As usual, it depends. A naive matrix multiplication function is pretty simple. If that's all you need and can do with sub-optimal performance, I'd write my own.
It’s less about lines of code and more about scope of functionality.

> Minimize code ruthlessly.

Minimize functionality ruthlessly.

> More LoC is always a greater attack surface

More… than what? What does the counter factual look like?

If I only care about 1 application in a vacuum, reducing LoC is not terribly difficult. If I run my application on any modern OS, I depend on thousands of applications, daemons, libraries, and a kernel. I would far rather their developers take reasonable efforts to import common libraries when appropriate. The aggregate LoC of an ecosystem is more important than the LoC of a single application.
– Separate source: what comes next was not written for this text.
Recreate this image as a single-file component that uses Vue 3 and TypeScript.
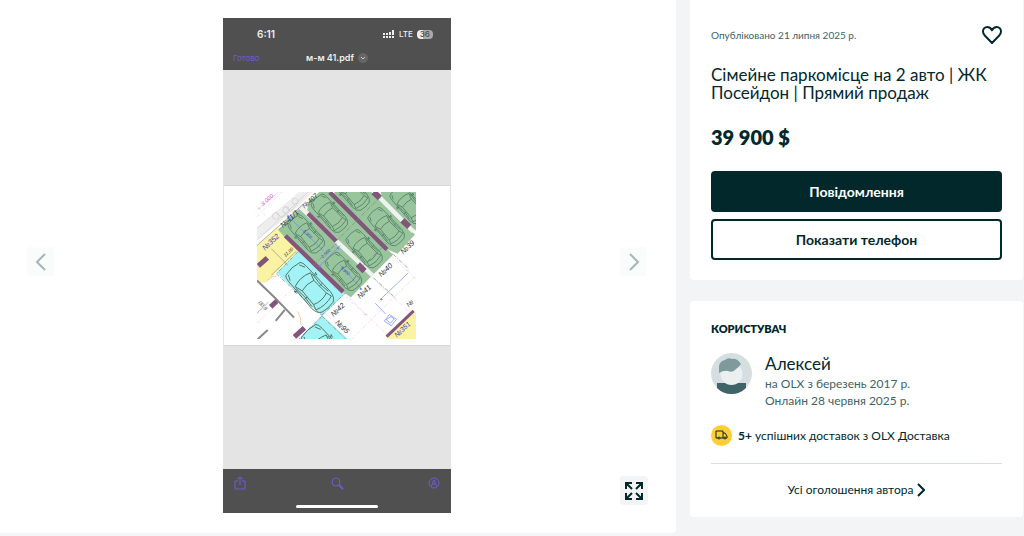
<script setup lang="ts">
import { ref } from 'vue'

interface Car { x: number; y: number; scale: number }
interface Label { text: string; x: number; y: number; angle: number; size: number; blue?: boolean }

const favourite = ref(false)

const cars: Car[] = [
  { x: 195, y: 306, scale: 1.3 },
  { x: 185, y: 146, scale: 1 },
  { x: 296, y: 258, scale: 1 },
  { x: 254, y: 84, scale: 1 },
  { x: 358, y: 190, scale: 1 },
  { x: 319, y: 18, scale: 1 },
  { x: 424, y: 124, scale: 1 },
  { x: 490, y: 58, scale: 1 },
  { x: 242, y: 492, scale: 1.3 },
]

const labels: Label[] = [
  { text: '№39', x: 475, y: 207, angle: -43, size: 22 },
  { text: '№40', x: 409, y: 275, angle: -43, size: 22 },
  { text: '№41', x: 345, y: 340, angle: -43, size: 22 },
  { text: '№42', x: 266, y: 394, angle: -43, size: 22 },
  { text: '№95', x: 270, y: 412, angle: 44, size: 22 },
  { text: '№41/1', x: 115, y: 128, angle: -43, size: 22 },
  { text: '№407', x: 180, y: 70, angle: -43, size: 20 },
  { text: '№', x: 491, y: 366, angle: -43, size: 20 },
  { text: '11,00', x: 122, y: 215, angle: -43, size: 14 },
  { text: '№352', x: 61, y: 196, angle: -43, size: 22, blue: true },
  { text: '№351', x: 456, y: 456, angle: -43, size: 21, blue: true },
  { text: '5,300', x: 174, y: 138, angle: 44, size: 13, blue: true },
  { text: '5,300', x: 286, y: 248, angle: 44, size: 13, blue: true },
  { text: '2,500', x: 234, y: 218, angle: -43, size: 13, blue: true },
]
</script>

<template>
  <div class="page">
    <section class="gallery" aria-label="Фото">
      <button class="nav" type="button" aria-label="Попереднє фото">
        <svg width="14" height="20" viewBox="0 0 14 20"><path d="M11 2 3 10l8 8" /></svg>
      </button>

      <figure class="shot">
        <header class="shot-head">
          <div class="status">
            <span>6:11</span>
            <span class="signals">
              <svg width="12" height="9" viewBox="0 0 12 9" fill="#eee">
                <path d="M0 3h2v2H0zM3 3h2v2H3zM6 2h2v3H6zM9 0h2v5H9zM0 6h2v2H0zM3 6h2v2H3zM6 6h2v2H6zM9 6h2v2H9z" />
              </svg>
              <span class="lte">LTE</span>
              <span class="battery">36</span>
            </span>
          </div>
          <div class="file">
            <span class="done">Готово</span>
            <span class="name">м-м 41.pdf
              <svg width="10" height="10" viewBox="0 0 10 10"><circle cx="5" cy="5" r="5" fill="#666" /><path d="m3 4 2 2 2-2" fill="none" stroke="#ccc" /></svg>
            </span>
            <span></span>
          </div>
        </header>

        <div class="document">
          <div class="sheet">
            <svg class="plan" viewBox="37 20 476 441" role="img" aria-label="План паркінгу">
              <defs>
                <g id="car" fill="none" stroke="#47705f" stroke-width="2">
                  <path d="M-58-22Q-64 0-58 22Q-54 27-42 27L38 29Q56 28 61 17Q65 0 61-17Q56-28 38-29L-42-27Q-54-27-58-22Z" />
                  <path d="M-24-24Q-34 0-24 24L-6 18Q-12 0-6-18ZM35-20Q43 0 35 20L48 24Q56 0 48-24ZM-6-18 35-20M-6 18 35 20" />
                  <path d="M-20-25 12-23 35-26M-20 25 12 23 35 26M12-28v9M12 19v9M-55-17l13-6M-55 17l13 6M-13-27l-4-6 7 2M-13 27l-4 6 7-2" />
                </g>
              </defs>

              <path fill="#fff" d="M37 20h476v441H37z" />
              <path fill="#eeeeef" d="M170 20h34l-70 66-34 30-63 48v-37l54-42z" />
              <g fill="none" stroke="#aaa" stroke-width="1">
                <path d="M37 128 166 20M37 165 190 20M92 80l18 16 20-10M120 62l17 16 20-20" />
                <circle cx="93" cy="92" r="10" /><circle cx="124" cy="74" r="10" /><circle cx="151" cy="48" r="9" />
              </g>

              <path fill="#faf3a4" d="M101 124 162 197 88 267 77 279 66 291 37 292V180z" />
              <path fill="#faf3a4" d="M513 378v83h-82l-8-8z" />
              <path fill="#a2f2f6" d="M163 196 302 323 232 391 96 262z" />
              <path fill="#a2f2f6" d="m232 389 77 72H163z" />
              <g fill="#98c59b">
                <path d="m163 70 209 196 7 7-61 62-18-12L116 151l-15-17z" />
                <path d="m193 48 31-28h30l183 181 8 6-65 65-96-92-84-84-15-13z" />
                <path d="M270 20h109l104 104 27 23-52 58-30-13L263 28z" />
                <path d="M407 20h106v115l-21-13-76-72z" />
              </g>

              <path fill="none" stroke="#eff2ef" stroke-width="13" d="M162 58 383 270M388 20l117 118" />
              <g fill="none" stroke="#84557b">
                <path stroke-width="13" d="M122 151 295 319M190 84l84 83M255 21l171 171" />
                <path stroke-width="18" d="m339 237 20 20M386 20l19 18M472 105l21 19" />
                <path stroke-width="15" d="m41 241 27-24M78 364l21-20M149 454l30-27" />
                <path stroke-width="9" d="m425 453 81-77" />
              </g>

              <g fill="none" stroke="#898989" stroke-width="6">
                <path d="m37 285 55 53 56 58M120 373l-27 33M37 463l32-30" />
                <path stroke-width="2" d="m80 269 75-72M37 180 182 51M80 190l49 49M37 383l34-33" />
              </g>
              <g fill="none" stroke="#6d8a77" stroke-width="2" stroke-dasharray="12 4 3 4">
                <path d="m102 134 60-65M208 237l69-65M273 168l71-71M352 243l77-73M350 90l59-57M160 199 95 265l136 124 69-65M232 392l-70 69M232 392l72 69M445 207l43 40M386 277l65 60" />
              </g>
              <g fill="none" stroke="#e19aca" stroke-width="1" stroke-dasharray="12 4 3 4">
                <path d="M37 94 111 20M37 66l28 28M37 413 272 185M231 388l-75 73M294 319l147 142M320 461 513 270M362 386 253 292M437 209l76 72M380 275l133 123" />
                <path d="m98 253 195 178M170 60l145 131" />
              </g>
              <g fill="none" stroke="#c98bbb" stroke-width="1">
                <path d="m40 66 8 6M51 53l5 6M39 73 101 20M356 387h10M227 387h10M484 254h8" />
              </g>
              <path fill="none" stroke="#efb17c" stroke-width="2" d="M158 377q13 20 11 43M69 284q19-18 27-9" />
              <path fill="none" stroke="#7383f5" stroke-width="2" d="m130 92 106 104M222 243l65-63M285 237l65 74M391 353l31 32M418 407l15-20 22 14-16 19zM424 402l14-9 10 7-12 13zM406 342l83-79" />
              <path stroke="#6680ff" stroke-width="5" d="m128 91 5 3M222 241l5 3M277 187l5 3M345 309l5 3M407 340l5 3" />

              <use v-for="car in cars" :key="`${car.x}-${car.y}`" href="#car" :transform="`translate(${car.x} ${car.y}) rotate(48) scale(${car.scale})`" />
              <g class="plan-text">
                <text v-for="(label, i) in labels" :key="i" :font-size="label.size" :fill="label.blue ? '#363fbd' : '#303034'" :transform="`translate(${label.x} ${label.y}) rotate(${label.angle})`">{{ label.text }}</text>
                <text transform="translate(56 62) rotate(-43)" fill="#dc55c7" font-size="17">3 000</text>
                <text transform="translate(40 352) rotate(48)" fill="#555" font-size="16">00 9</text>
              </g>
            </svg>
          </div>
        </div>

        <footer class="shot-foot">
          <div class="tools">
            <svg width="12" height="14" viewBox="0 0 12 14"><path d="M4 5H1v8h10V5H8M6 9V1M3 3l3-2 3 2" /></svg>
            <svg width="14" height="14" viewBox="0 0 14 14"><circle cx="6" cy="6" r="4" /><path d="m9 9 4 4" stroke-width="2" /></svg>
            <svg width="12" height="12" viewBox="0 0 12 12"><circle cx="6" cy="6" r="5" /><path d="m3 10 3-7 3 7M5 7h2" /></svg>
          </div>
          <div class="home"></div>
        </footer>
      </figure>

      <button class="nav next" type="button" aria-label="Наступне фото">
        <svg width="14" height="20" viewBox="0 0 14 20"><path d="m3 2 8 8-8 8" /></svg>
      </button>
      <button class="expand" type="button" aria-label="На весь екран">
        <svg width="20" height="20" viewBox="0 0 20 20"><path d="M2 8V2h6M2 2l6 6M12 2h6v6M18 2l-6 6M2 12v6h6M2 18l6-6M12 18h6v-6M18 18l-6-6" /></svg>
      </button>
    </section>

    <aside class="side">
      <section class="card offer">
        <div class="meta">
          <span>Опубліковано 21 липня 2025 р.</span>
          <button class="heart" type="button" aria-label="Додати в обране" :aria-pressed="favourite" @click="favourite = !favourite">
            <svg width="20" height="18" viewBox="0 0 20 18"><path d="M10 17 3 9.8C1.5 8.3 1 6.8 1 5.5 1 2.8 3 1 5.3 1 7.5 1 9 2.3 10 4.2 11 2.3 12.5 1 14.7 1 17 1 19 2.8 19 5.5c0 1.3-.5 2.8-2 4.3z" /></svg>
          </button>
        </div>
        <h1>Сімейне паркомісце на 2 авто | ЖК Посейдон | Прямий продаж</h1>
        <p class="price">39 900 $</p>
        <button class="action primary" type="button">Повідомлення</button>
        <button class="action" type="button">Показати телефон</button>
      </section>

      <section class="card seller">
        <h2>КОРИСТУВАЧ</h2>
        <div class="person">
          <svg class="avatar" width="41" height="41" viewBox="0 0 41 41">
            <defs><clipPath id="round"><circle cx="20.5" cy="20.5" r="20.5" /></clipPath></defs>
            <g clip-path="url(#round)">
              <path fill="#d5dfe1" d="M0 0h41v41H0z" />
              <path fill="#406367" d="M6 30h29v11H6z" />
              <circle cx="20.5" cy="21" r="11" fill="#ebeff0" />
              <path fill="#7f999c" d="M8 20v-7q1-5 6-6 3-3 7-1 5-1 9 5-2 3-5 5-3 4-8 2-4-1-9 2z" />
            </g>
          </svg>
          <div>
            <h3>Алексей</h3>
            <p>на OLX з березень 2017 р.</p>
            <p>Онлайн 28 червня 2025 р.</p>
          </div>
        </div>
        <p class="delivery">
          <svg width="21" height="21" viewBox="0 0 21 21"><circle cx="10.5" cy="10.5" r="10.5" fill="#ffce32" /><path d="M7 13H5V6h7v7H9M12 8h2l2 3v2h-1M12 13h1" /><circle cx="8" cy="13" r="1" /><circle cx="14" cy="13" r="1" /></svg>
          <span><strong>5+</strong> успішних доставок з OLX Доставка</span>
        </p>
        <a class="all" href="#">Усі оголошення автора
          <svg width="8" height="14" viewBox="0 0 8 14"><path d="m1 1 6 6-6 6" /></svg>
        </a>
      </section>
    </aside>
  </div>
</template>

<style>
body { margin: 0; background: #f2f4f5; }
</style>

<style scoped>
* { box-sizing: border-box; }
.page {
  display: grid;
  grid-template-columns: minmax(0, 1fr) 333px;
  gap: 14px;
  align-items: start;
  padding-right: 1px;
  color: #02282c;
  font-family: Lato, "Open Sans", sans-serif;
}
h1, h2, h3, p, figure { margin: 0; }
button { padding: 0; border: 0; background: none; font: inherit; color: inherit; cursor: pointer; }
svg { display: block; flex: none; }

.gallery {
  position: relative;
  display: flex;
  align-items: center;
  justify-content: space-between;
  padding: 18px 29px 20px 27px;
  background: #fff;
  border-radius: 0 0 4px 0;
}
.nav {
  display: grid;
  place-items: center;
  width: 27px;
  height: 29px;
  margin-bottom: 8px;
  background: #fafbfb;
  border-radius: 4px;
}
.nav path { fill: none; stroke: #a5b6b8; stroke-width: 2; }
.expand {
  position: absolute;
  right: 28px;
  bottom: 28px;
  display: grid;
  place-items: center;
  width: 28px;
  height: 29px;
  background: #f2f4f5;
  border-radius: 4px;
}
.expand path { fill: none; stroke: #02282c; stroke-width: 2; }

.shot { width: 228px; background: #e4e4e4; font-family: Inter, sans-serif; }
.shot-head { height: 52px; padding: 10px 10px 0; background: #505050; color: #eee; }
.status { display: flex; justify-content: space-between; padding: 0 8px 0 24px; font-size: 10px; line-height: 12px; font-weight: 600; }
.signals { display: flex; align-items: center; gap: 4px; }
.lte { font-size: 8px; font-weight: 500; }
.battery { padding: 0 3px; border-radius: 4px; background: linear-gradient(90deg, #eee 40%, #aaa 40%); color: #555; font-size: 8px; line-height: 9px; }
.file { display: grid; grid-template-columns: 1fr auto 1fr; align-items: center; margin-top: 12px; font-size: 9px; line-height: 12px; }
.done { color: #6f5bd0; font-size: 8px; }
.name { display: flex; align-items: center; gap: 4px; font-weight: 600; }
.document { padding: 115px 1px 123px; }
.sheet { padding: 6px 34px 6px 33px; background: #fff; border: 1px solid #d8d8d8; border-width: 1px 0; }
.plan { width: 100%; height: auto; }
.plan-text { font-family: "Liberation Sans", sans-serif; font-style: italic; }
.shot-foot { height: 44px; padding: 7px 11px 4px; background: #505050; }
.tools { display: flex; align-items: center; justify-content: space-between; height: 14px; }
.tools svg { fill: none; stroke: #6f5bd0; stroke-width: 1; }
.home { width: 82px; height: 3px; margin: 15px auto 0; border-radius: 2px; background: #fff; }

.side { display: grid; gap: 21px; }
.card { padding: 0 21px; background: #fff; border-radius: 0 0 4px 4px; }
.offer { padding-top: 26px; padding-bottom: 20px; }
.meta { display: flex; align-items: center; justify-content: space-between; height: 18px; color: #406367; font-size: 10px; }
.heart path { fill: none; stroke: #02282c; stroke-width: 2; stroke-linejoin: round; }
.heart[aria-pressed="true"] path { fill: #02282c; }
h1 { margin-top: 22px; font-size: 17px; line-height: 18px; font-weight: 400; }
.price { margin-top: 22px; font-size: 20px; line-height: 26px; font-weight: 800; }
.action { display: block; width: 100%; height: 41px; margin-top: 7px; border: 2px solid #02282c; border-radius: 4px; font-size: 14px; font-weight: 700; }
.primary { margin-top: 21px; background: #02282c; color: #fff; }
.seller { padding-top: 20px; padding-bottom: 18px; border-radius: 4px; }
h2 { font-size: 11px; line-height: 16px; font-weight: 800; }
.person { display: flex; gap: 13px; margin-top: 16px; }
h3 { font-size: 17px; line-height: 22px; font-weight: 400; }
.person p { color: #406367; font-size: 12px; line-height: 17px; }
.delivery { display: flex; align-items: center; gap: 6px; margin-top: 16px; padding-bottom: 17px; border-bottom: 1px solid #d8dfe0; font-size: 12px; line-height: 20px; }
.delivery path, .delivery circle + path ~ circle { fill: none; stroke: #02282c; stroke-width: 1; }
.all { display: flex; align-items: center; justify-content: center; gap: 4px; margin-top: 17px; color: inherit; font-size: 12px; line-height: 18px; text-decoration: none; }
.all path { fill: none; stroke: #02282c; stroke-width: 2; }
</style>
Also, telling people the metric of relevance is LoC is wrong and will lead people to game the metric, losing sight of the actual goal of code quality. There are infamous examples of Perl code golf; they optimize for LoC, but aren’t at all useful for code quality or security.

Far better to expand LoC a reasonable amount in favor of developer readability and to reduce complexity.

I'll say the quiet part out loud: nobody got fired for using a dependency with any of these bugs, and nobody got promoted for not doing so.

Obviously, pulling in something like left-pad is worthy of derision. But generally you should pull in whatever dependencies let you go faster, and minimize the amount of time spent planning for black swan events.